Cette situation est suivie avec intérêt en Europe continentale. La crise économique violente de 2008 a éveillé des fantômes d'auto-détermination, de séparatisme et de liberté. Le résultat du plébiscite pourrait servir d'exemple et de précédent pour de nombreuses autres régions européennes, qui considérent l'indépendance comme gage de leur réussite économique. Le séparatisme européen de nos jours a perdu presqu'entièrement ses caractéristiques linguistiques nationales et revêt plutôt un caractère économique. Les régions riches ne veulent plus entretenir les régions pauvres.
En Catalogne, où près de 70 % de la population se prononce en faveur de la rupture avec Madrid, le référendum aura lieu en novembre. L'Ecosse et la Catalogne ne sont que « deux sirènes de l'indépendance européenne », estime l'analyste de l'Institut de l'économie mondiale et des relations internationales IMEMO Konstantin Voronov :
« La liste doit être complétée par tout un groupe de territoires se dirigeant vers la séparation de la métropole. Il faut y ajouter le Groenland, la plus grande île du monde, et les îles Féroé (les deux territoires danois). En plus, les tendances séparatistes n'ont pas encore pris des formes juridiques en Padanie (Nord de l'Italie) et dans la Vénétie, dans le Pays basque en Espagne, en Corse et en Bretagne en France, en Irlande du Nord et dans le Pays de Galles au Royaume-Uni. »
Les Catalans et les Ecossais pourraient être les pionniers du « défilé des souverainetés » européen, note le politologue Léonide Savine :
« En attendant, il s'agit de l'Espagne et de l'Ecosse. Mais elles peuvent servir d'exemple pour d'autres mouvements. La question n'est pas seulement dans le morcellement des Etats : la carte même de l'Europe peut changer. Parce que les frontières ne sont pas tracées d'après des principes ethniques. Ainsi un territoire immense en Roumanie est peuplé de Hongrois. Et le syndrome du +rattachement à la patrie historique+ met régulièrement en effervescence les +Hongrois roumains+.

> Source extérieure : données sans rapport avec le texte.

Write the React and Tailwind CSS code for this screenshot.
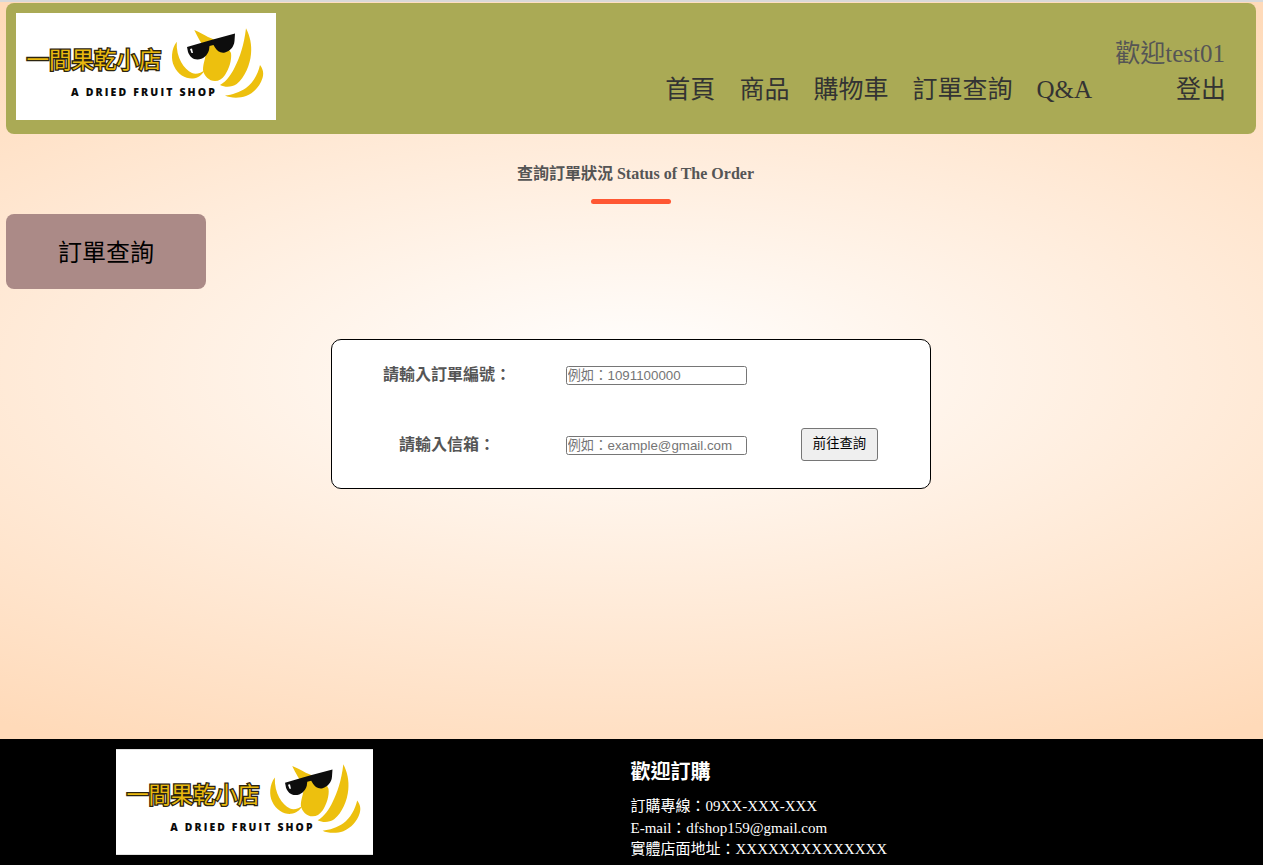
const serif = "font-['Liberation_Serif','Noto_Sans_CJK_TC',serif]";

// logo drawing, shared by header and footer
const Logo = ({ className }) => (
  <svg viewBox="0 0 260 107" className={className}>
    <rect width="260" height="107" fill="#ffffff" />
    <text
      x="10.5"
      y="55"
      fontFamily="'Noto Sans CJK TC', sans-serif"
      fontSize="22.5"
      fontWeight="400"
      fill="#e8b90f"
      stroke="#2b2410"
      strokeWidth="2.6"
      paintOrder="stroke"
    >
      一間果乾小店
    </text>
    <text
      x="55"
      y="83"
      fontFamily="'Open Sans', sans-serif"
      fontSize="10.5"
      fontWeight="800"
      letterSpacing="2.15"
      fill="#0b0b0b"
    >
      A DRIED FRUIT SHOP
    </text>
    {/* banana peels */}
    <path d="M160.7 28.7 C155 36 155 47 158 53 C162 62 170 66 177 65.5 C182 65 186 62 189 57 C185 60 180 62 176 60 C168 56 160 45 160.7 28.7Z" fill="#edc00e" />
    <path d="M178.3 17 C183 19 187 21 192 24 C202 28 212 33 215 40 C216 47 213 56 209 62 C206 66 203 68 199 68 C193 68 188 63 187 57 C187 50 190 45 189.5 40 C189 35 186 31 184 28 C182 24 180 21 178.3 17Z" fill="#edc00e" />
    <path d="M230 15.3 C234 23 236 32 235 41 C234 52 229 64 220.7 71 C216 74 210 75 204 72 C211 68 216 60 219 53.7 C224 44 228 32 230 15.3Z" fill="#edc00e" />
    <path d="M244 52 C247 56 248 60 246.5 65 C244 73 238 80 230 83 C223 85.5 214 85 209 82.5 C216 82 224 79 230 75 C237 70 242 61 244 52Z" fill="#edc00e" />
    {/* sunglasses */}
    <path d="M171 34 L190 28.5 L197 26.5 L219 20.5 L218.5 28 C218 34 214 38 209 39.5 C204.5 40.5 201 38 199 34.5 L197.5 32 L193.5 33 L193 37 C191.5 42.5 187 46.5 181.5 46.5 C176.5 46.5 173.5 43 172 39Z" fill="#0d0d0d" />
    <path d="M174 36 L176 35.5 L177 40 L175.5 40Z" fill="#ffffff" />
  </svg>
);

const navItems = ["首頁", "商品", "購物車", "訂單查詢", "Q&A"];

const inputClass =
  "h-[19px] w-[181px] rounded-[2.5px] border border-[#767676] bg-white pl-[0.5px] pt-px text-[13.33px] font-['Liberation_Sans','Noto_Sans_CJK_TC',sans-serif] placeholder:text-[#757575]";

export default function App() {
  return (
    <div className={`min-h-screen flex flex-col ${serif}`}>
      <div className="flex-1 flex flex-col pr-px border-t-2 border-[#d9d9d9] bg-[radial-gradient(ellipse_1100px_430px_at_50%_50%,#ffffff,#ffdab9)] h-[739px]">
        {/* Header */}
        <header className="mx-[6px] mt-px h-[131px] flex justify-between rounded-lg bg-[#aaaa55] pl-[10px] pr-[30px] pt-[10px]">
          <Logo className="w-[260px] h-[107px]" />
          <div className="text-right text-[25px] leading-[36px] pt-[23px] text-[#333333]">
            <p className="text-[#555555] mr-px">歡迎test01</p>
            <nav className="flex">
              <div className="flex gap-[24px]">
                {navItems.map((item) => (
                  <a key={item}>{item}</a>
                ))}
              </div>
              <a className="ml-[84px]">登出</a>
            </nav>
          </div>
        </header>

        {/* Title */}
        <div className="flex flex-col items-center pt-[29px]">
          <h2 className="text-base leading-[22px] font-bold text-[#555555] translate-x-[4.5px]">
            查詢訂單狀況 Status of The Order
          </h2>
          <div className="mt-[14px] h-[5px] w-[80px] rounded-sm bg-[#ff5733]"></div>
        </div>

        <div className="mt-[10px] ml-[6px] w-[200px] h-[75px] pt-[3px] flex items-center justify-center rounded-lg bg-[#ab8a87] text-2xl text-black font-['Liberation_Sans','Noto_Sans_CJK_TC',sans-serif]">
          訂單查詢
        </div>

        {/* Query form */}
        <form className="mt-[50px] mx-auto w-[600px] h-[150px] rounded-[10px] border border-black bg-white grid grid-cols-[234px_181px_1fr] grid-rows-[70px_70px] items-center">
          <label className="text-center pr-[4px] font-bold text-[#555555]">請輸入訂單編號：</label>
          <input placeholder="例如：1091100000" className={inputClass} />
          <div></div>
          <label className="text-center pr-[4px] font-bold text-[#555555]">請輸入信箱：</label>
          <input placeholder="例如：example@gmail.com" className={inputClass} />
          <button
            type="button"
            className="ml-[54px] mt-[-2px] w-[77px] h-[33px] rounded-[3px] border border-[#767676] bg-[#efefef] text-[13.33px] text-black font-['Liberation_Sans','Noto_Sans_CJK_TC',sans-serif]"
          >
            前往查詢
          </button>
        </form>
      </div>

      {/* Footer */}
      <footer className="h-[126px] bg-black text-white flex pt-[10px]">
        <div className="w-[630.5px] pl-[116px]">
          <Logo className="w-[257px] h-[106px]" />
        </div>
        <div className="pt-[11px]">
          <h3 className="text-xl font-bold leading-[24px] mb-[12px] font-['Liberation_Sans','Noto_Sans_CJK_TC',sans-serif]">歡迎訂購</h3>
          <p className="text-[15px] leading-[21.5px]">訂購專線：09XX-XXX-XXX</p>
          <p className="text-[15px] leading-[21.5px]">E-mail：dfshop159@gmail.com</p>
          <p className="text-[15px] leading-[21.5px]">實體店面地址：XXXXXXXXXXXXXX</p>
        </div>
      </footer>
    </div>
  );
}
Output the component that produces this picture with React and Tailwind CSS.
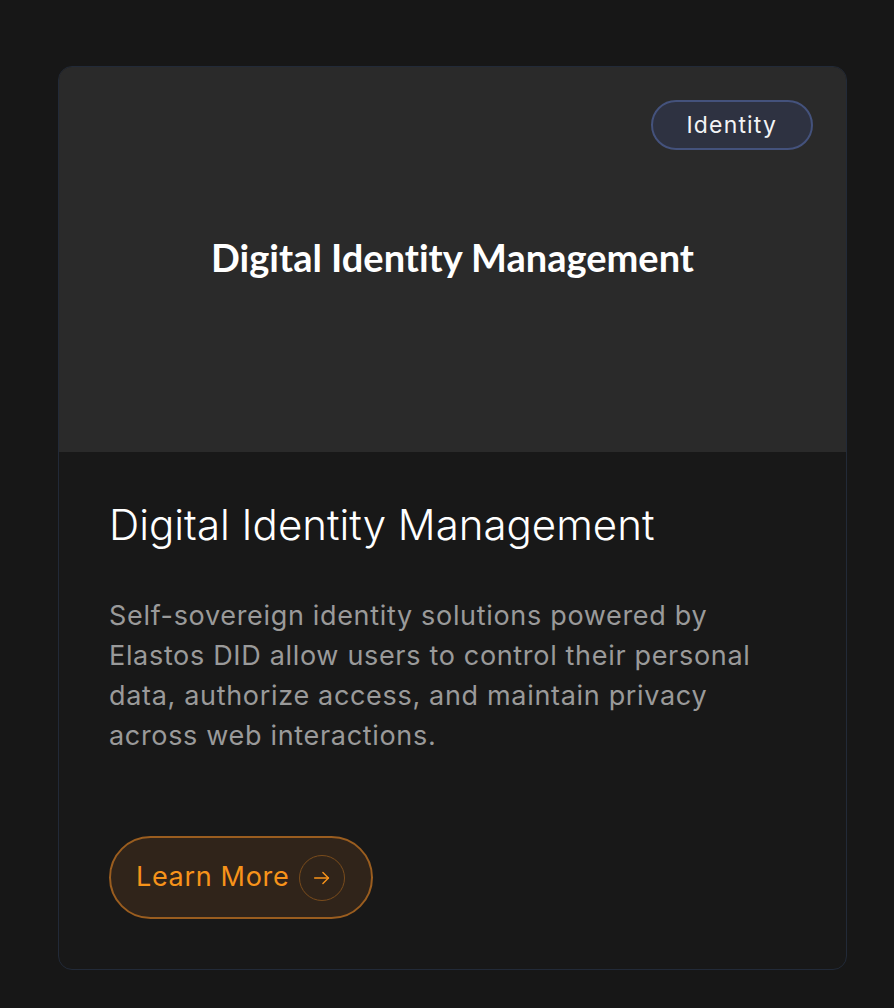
import React from 'react';

export default function App() {
    return (
        <div className="min-h-screen bg-[#171717] px-[58px] pt-[66px]" style={{ fontFamily: 'Inter, "Noto Sans", sans-serif' }}>
            <div className="w-[789px] overflow-hidden rounded-[14px] border border-[#222a38] bg-[#181818]">
                {/* 画像エリア */}
                <div className="relative flex h-[385px] items-center justify-center bg-[#2a2a2a]">
                    <span className="absolute right-[33px] top-[33px] rounded-full border-2 border-[#44527c] bg-[#2e3241] px-[34px] py-[10px] text-[23px] leading-[26px] tracking-wider text-[#f3f4f6]">
                        Identity
                    </span>
                    <h3 className="-mt-[5px] text-[38px] font-bold text-white [font-variant-ligatures:none]" style={{ fontFamily: 'Lato, sans-serif' }}>
                        Digital Identity Management
                    </h3>
                </div>

                {/* 本文 */}
                <div className="px-[50px] pb-[50px] pt-[49px]">
                    <h2 className="text-[42px] font-light leading-[48px] text-white">
                        Digital Identity Management
                    </h2>
                    <p className="mt-[47px] text-[27px] leading-[40px] tracking-wide text-[#9a9a9a]">
                        Self-sovereign identity solutions powered by Elastos DID allow users to control their personal data, authorize access, and maintain privacy across web interactions.
                    </p>
                    <button className="mt-[80px] flex h-[83px] items-center gap-[10px] rounded-full border-2 border-[#9a5d1f] bg-[#30241a] pl-[25px] pr-[26px] text-[27px] tracking-wide text-[#f7931a]">
                        Learn More
                        <span className="flex h-[46px] w-[46px] items-center justify-center rounded-full border border-[#7a4c1c]">
                            <svg width="22" height="22" viewBox="0 0 24 24" fill="none" stroke="currentColor" strokeWidth="1.6" strokeLinecap="round" strokeLinejoin="round">
                                <path d="M4 12h15" />
                                <path d="M13 6l6 6-6 6" />
                            </svg>
                        </span>
                    </button>
                </div>
            </div>
        </div>
    );
}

Les Hongrois d'Ukraine commencent à parler sérieusement de séparation de l'Ukraine après le coup d'Etat à Kiev. Les minorités de l'Ouest ukrainien sont également mécontents du néo-nazisme de Kiev. La liste peut être complétée par les Wallons et les Flamands en Belgique, l'Alsace en France, Chypre, la minorité serbe du Kosovo ».
Les partisans de la +navigation indépendante+ de l'Ecosse disent que sans le parrainage de Londres, leur pays vivrait comme un Koweït européen. Près de 85 % des gisements en mer du Nord sont situés dans les eaux écossaises. L'extraction du pétrole en mer du Nord au cours de ces 40 dernières années est supérieure à 40 milliards de barils. Les experts ont calculé que de 15 à 24 milliards de barils peuvent être extraits sur le plateau continental. Une quantité qui suffirait pour 30 ans environ.
Si les résultats du plébiscite du 18 septembre 2014 sont positifs, l'Ecosse se séparera de la Grande-Bretagne le 24 mars 2016. La date n'est pas retenue au hasard. Le 24 mars 1603, Jacques VI d'Ecosse est devenu Jacques Ier d'Angleterre. L'Ecosse, l'Irlande et l'Angleterre ont formé une union personnelle. Pour les nationalistes écossais, c'est le début du joug de la couronne britannique. Cette année, ils espèrent en finir avec ce déshonneur.